Déposer une mémoire orale
Passé le hall et ses escaliers monumentaux, le foyer nous accueille avec la chaleur d'un parquet somptueux en bois tropicaux et européens, recouvrant un sol de croix gammées qui auraient pu prêter à confusion. Deux cabines se trouvent de chaque côté de cette immense pièce principale aux murs recouverts de fresques. La première servira de stand aux diverses associations proposant des évènements. La seconde est un petit studio d'enregistrement réservé aux intervenants souhaitant «déposer une mémoire orale».

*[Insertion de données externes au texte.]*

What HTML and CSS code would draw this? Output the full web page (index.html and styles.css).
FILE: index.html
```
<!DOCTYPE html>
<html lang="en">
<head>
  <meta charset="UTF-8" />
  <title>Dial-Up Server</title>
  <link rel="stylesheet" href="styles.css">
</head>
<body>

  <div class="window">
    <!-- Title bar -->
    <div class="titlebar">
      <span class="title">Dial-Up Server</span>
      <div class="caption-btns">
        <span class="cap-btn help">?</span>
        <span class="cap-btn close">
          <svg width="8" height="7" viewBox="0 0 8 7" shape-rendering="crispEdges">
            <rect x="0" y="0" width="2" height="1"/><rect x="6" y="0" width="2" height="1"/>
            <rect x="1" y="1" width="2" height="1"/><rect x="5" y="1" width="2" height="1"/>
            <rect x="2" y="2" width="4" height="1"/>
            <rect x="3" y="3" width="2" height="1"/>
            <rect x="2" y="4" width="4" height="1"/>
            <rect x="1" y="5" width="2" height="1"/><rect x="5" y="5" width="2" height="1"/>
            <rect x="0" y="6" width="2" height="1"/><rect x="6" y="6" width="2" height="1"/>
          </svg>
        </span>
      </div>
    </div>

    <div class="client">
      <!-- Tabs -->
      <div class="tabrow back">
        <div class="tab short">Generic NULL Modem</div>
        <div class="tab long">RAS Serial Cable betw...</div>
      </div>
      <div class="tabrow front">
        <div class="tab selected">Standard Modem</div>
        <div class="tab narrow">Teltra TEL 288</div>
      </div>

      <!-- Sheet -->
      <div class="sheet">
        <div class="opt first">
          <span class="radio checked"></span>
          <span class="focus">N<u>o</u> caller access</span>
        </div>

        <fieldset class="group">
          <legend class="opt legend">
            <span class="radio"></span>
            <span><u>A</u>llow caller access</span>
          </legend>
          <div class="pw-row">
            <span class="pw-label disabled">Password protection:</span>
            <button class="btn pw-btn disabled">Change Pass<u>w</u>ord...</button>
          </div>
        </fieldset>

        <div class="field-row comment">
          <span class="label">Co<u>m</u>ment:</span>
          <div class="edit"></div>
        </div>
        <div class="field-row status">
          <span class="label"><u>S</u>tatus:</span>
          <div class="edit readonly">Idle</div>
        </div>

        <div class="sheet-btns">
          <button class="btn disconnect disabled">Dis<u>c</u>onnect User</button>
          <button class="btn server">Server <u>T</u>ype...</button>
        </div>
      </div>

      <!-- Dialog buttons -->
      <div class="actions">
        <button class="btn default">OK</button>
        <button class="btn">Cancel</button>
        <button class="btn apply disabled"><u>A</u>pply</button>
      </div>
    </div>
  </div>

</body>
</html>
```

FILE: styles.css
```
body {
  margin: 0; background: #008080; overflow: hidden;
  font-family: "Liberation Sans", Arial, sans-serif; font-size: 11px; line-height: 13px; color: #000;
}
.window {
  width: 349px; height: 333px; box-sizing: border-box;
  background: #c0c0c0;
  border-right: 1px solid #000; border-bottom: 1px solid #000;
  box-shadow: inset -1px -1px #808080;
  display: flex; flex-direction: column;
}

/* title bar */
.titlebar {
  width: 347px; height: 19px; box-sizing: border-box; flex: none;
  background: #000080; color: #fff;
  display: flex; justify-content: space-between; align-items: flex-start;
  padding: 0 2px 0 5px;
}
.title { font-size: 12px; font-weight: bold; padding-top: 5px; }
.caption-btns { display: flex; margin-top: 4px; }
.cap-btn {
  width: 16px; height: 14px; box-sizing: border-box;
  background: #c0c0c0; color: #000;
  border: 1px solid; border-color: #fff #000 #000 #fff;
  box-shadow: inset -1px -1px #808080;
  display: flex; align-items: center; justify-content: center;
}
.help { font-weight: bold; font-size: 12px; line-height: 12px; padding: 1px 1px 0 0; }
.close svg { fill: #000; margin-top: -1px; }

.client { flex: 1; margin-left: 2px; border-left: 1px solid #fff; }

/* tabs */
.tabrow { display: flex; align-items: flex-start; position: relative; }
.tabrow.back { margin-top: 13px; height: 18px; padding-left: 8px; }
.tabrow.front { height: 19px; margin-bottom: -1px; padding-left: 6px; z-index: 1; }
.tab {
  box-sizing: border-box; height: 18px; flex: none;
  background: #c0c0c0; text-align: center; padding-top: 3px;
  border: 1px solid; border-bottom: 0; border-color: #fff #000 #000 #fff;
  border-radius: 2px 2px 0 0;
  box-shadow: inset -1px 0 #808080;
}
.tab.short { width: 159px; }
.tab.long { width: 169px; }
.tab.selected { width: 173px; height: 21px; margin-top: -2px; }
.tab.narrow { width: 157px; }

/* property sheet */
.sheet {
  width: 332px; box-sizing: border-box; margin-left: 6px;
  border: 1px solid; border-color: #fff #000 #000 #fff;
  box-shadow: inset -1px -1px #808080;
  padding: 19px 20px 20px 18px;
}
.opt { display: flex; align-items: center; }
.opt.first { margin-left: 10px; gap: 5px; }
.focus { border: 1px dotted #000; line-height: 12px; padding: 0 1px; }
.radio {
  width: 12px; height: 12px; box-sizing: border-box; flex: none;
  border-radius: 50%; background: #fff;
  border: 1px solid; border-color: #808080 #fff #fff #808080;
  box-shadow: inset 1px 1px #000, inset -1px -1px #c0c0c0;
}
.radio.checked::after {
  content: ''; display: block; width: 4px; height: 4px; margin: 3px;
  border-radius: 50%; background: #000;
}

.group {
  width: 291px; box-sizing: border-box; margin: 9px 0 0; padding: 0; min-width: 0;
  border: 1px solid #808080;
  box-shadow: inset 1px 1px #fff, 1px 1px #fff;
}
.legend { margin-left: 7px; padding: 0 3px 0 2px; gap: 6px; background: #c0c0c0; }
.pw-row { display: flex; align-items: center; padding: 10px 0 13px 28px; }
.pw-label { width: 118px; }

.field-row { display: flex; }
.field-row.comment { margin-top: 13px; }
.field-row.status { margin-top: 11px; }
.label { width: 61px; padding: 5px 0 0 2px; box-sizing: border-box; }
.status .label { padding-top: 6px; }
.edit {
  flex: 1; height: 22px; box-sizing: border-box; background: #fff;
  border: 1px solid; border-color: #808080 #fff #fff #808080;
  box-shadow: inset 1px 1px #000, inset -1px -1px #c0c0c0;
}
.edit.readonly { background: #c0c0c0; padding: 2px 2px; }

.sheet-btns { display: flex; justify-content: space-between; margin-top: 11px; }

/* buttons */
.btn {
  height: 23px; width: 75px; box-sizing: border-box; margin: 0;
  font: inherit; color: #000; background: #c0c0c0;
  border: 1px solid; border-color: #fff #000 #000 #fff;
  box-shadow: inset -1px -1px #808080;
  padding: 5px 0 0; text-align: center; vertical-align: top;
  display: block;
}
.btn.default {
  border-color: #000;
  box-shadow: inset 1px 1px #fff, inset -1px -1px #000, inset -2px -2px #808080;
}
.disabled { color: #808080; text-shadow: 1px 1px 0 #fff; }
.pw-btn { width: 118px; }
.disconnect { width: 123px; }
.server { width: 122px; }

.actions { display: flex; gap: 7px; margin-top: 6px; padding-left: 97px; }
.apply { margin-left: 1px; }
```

Rappelant que pour lui «rien n'est jamais définitif», l'architecte poursuit la visite en empruntant les escaliers aux grilles signées Subes menant au premier étage. C'est ici que le grand public découvrira l'exposition permanente de la Cité de l'Immigration, baptisée « Repères » par son scénographe en chef, Pascal Payeur. Ici sont disposés au plafond des radiateurs à eau (alimentés par une chaudière d'origine) qui créent une sorte de «strate chauffante», fonctionnant un peu «comme si on empêchait que la chaleur monte».

Patrick Bouchain nous emmène dans les moindres recoins de la bâtisse, vantant ici les mérites d'une «lumière zénithale mais pas verticale» avec des volets commandés électroniquement ; ou là clamant : «J?adore mes escaliers ! Il n'y a que ça qui est à moi». On apprécie l'humour et l'humilité d'un architecte qui a le mérite d'avoir mené à bien un projet complexe sur un sujet délicat dans un contexte difficile.